Defendant's argument of incompetency of counsel is based primarily upon the allegedly inadequate time his counsel had for preparation and the fact that counsel failed to tender any final instructions. Our law regarding the issue of competency of counsel is well settled. Counsel is presumed to have prepared and executed his client's defense effectively, and strong and convincing evidence is required to rebut the presumption. Lindley v. State, (1981) Ind., 426 N.E.2d 398; Rinard v. State, (1979) 271 Ind. 588, 394 N.E.2d 160. Incompetency of counsel revolves around the particular facts of each case and the reviewing court will consider the totality of the circumstances surrounding counsel's pretrial preparation and the actual conduct of the trial,. The standard of review is the mockery of justice test as modified by the adequate legal representation standard. - Hollon v. State, (1980) Ind., 398 N.E.2d 1273; Crisp v. State, (1979) 271 Ind. 534, 394 N.E.2d 115; Cottingham v. State, (1978) 269 Ind. 261, 379 N.E.2d 984.
*849A careful examination of the record in this case reveals the following facts: counsel entered his appearance for defendant approximately four months before the trial; his wife had filed for divorcee one month prior to his entering his appearance in this cause; his divorce was final cighty-nine days before the trial; his brother's accident occurred eighty-five days before trial; and his father had been ill for some time prior to trial but did not die until forty-seven days after the trial began.

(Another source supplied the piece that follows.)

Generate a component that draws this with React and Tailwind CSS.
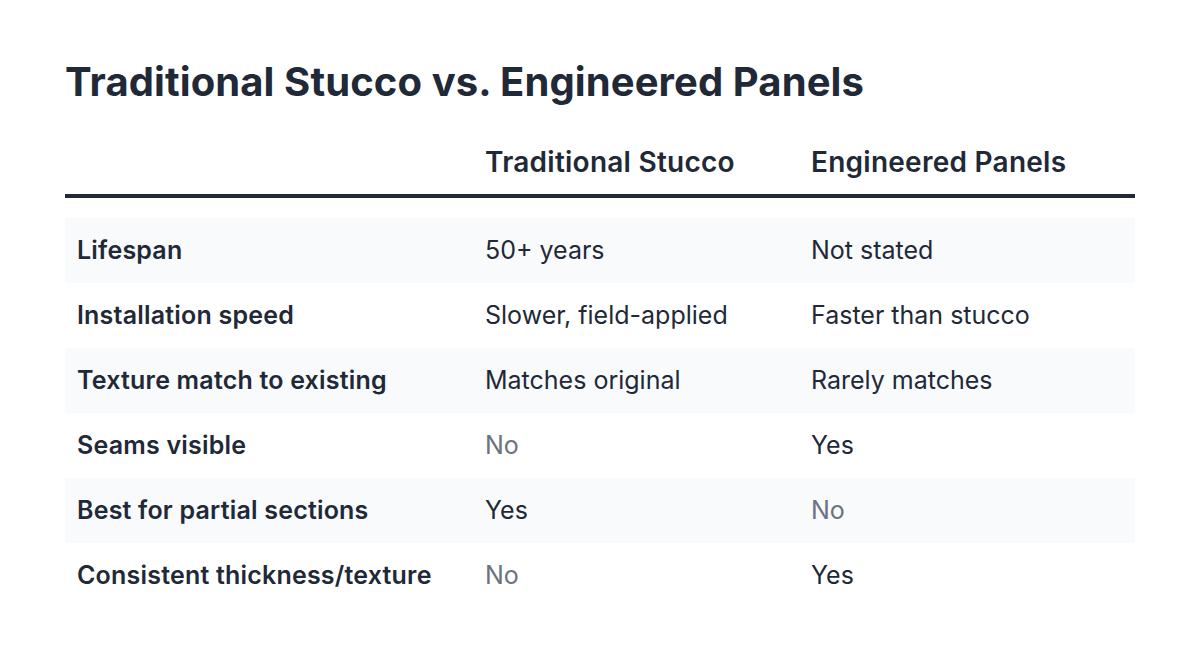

Thus, while we appreciate the fact that counsel was experiencing unusual pressure during that pretrial period, his personal problems and trial preparation time were spread out over a period of months, and he had a reasonable amount of time to prepare for this trial.
Defendant also argues that his counsel's failure to tender any final instructions was an indication of his incompetence. We disagree. The record shows that defendant's trial counsel prepared and tendered to the court eleven proposed preliminary instructions, but these were either withdrawn or refused as covered by the court's own instructions. The trial court gave many of its own instructions, both preliminary and final, which were sufficient to cover the necessary points of law. Defendant does not point out now any way in which the trial court's instructions were improper or inadequate. Trial counsel's failure to tender instructions on issues which are adequately covered by the court's own instructions does not show incompetence. Leaver v. State, (1981) Ind., 414 N.E.2d 959.
The record further shows many specific actions the attorney took on defendant's behalf both prior to and during the trial. Prior to trial, the attorney sought and was granted a change of venue from Pike County. He interviewed witnesses prior to trial, requested and was granted full discovery, viewed all of the state's physical evidence, read and copied the grand jury testimony, filed several pretrial motions, attended and offered evidence at pretrial hearings, attended omnibus hearings, subpoenaed and presented witnesses on defendant's behalf, consulted with the state's attorney several times prior to trial, viewed the list of prospective jurors, and consulted with the attorney representing defendant's accomplice. He visited defendant at least ten to fifteen times while he was in the Pike County jail and on four or five occasions in the jury room of the Pike Circuit Court, averaging forty to sixty minutes on each occasion. During the trial, counsel extensively cross-examined the state's witnesses, called witnesses on behalf of defendant, called defendant as a witness in his own behalf, and made timely objections and a lengthy closing argument to the jury.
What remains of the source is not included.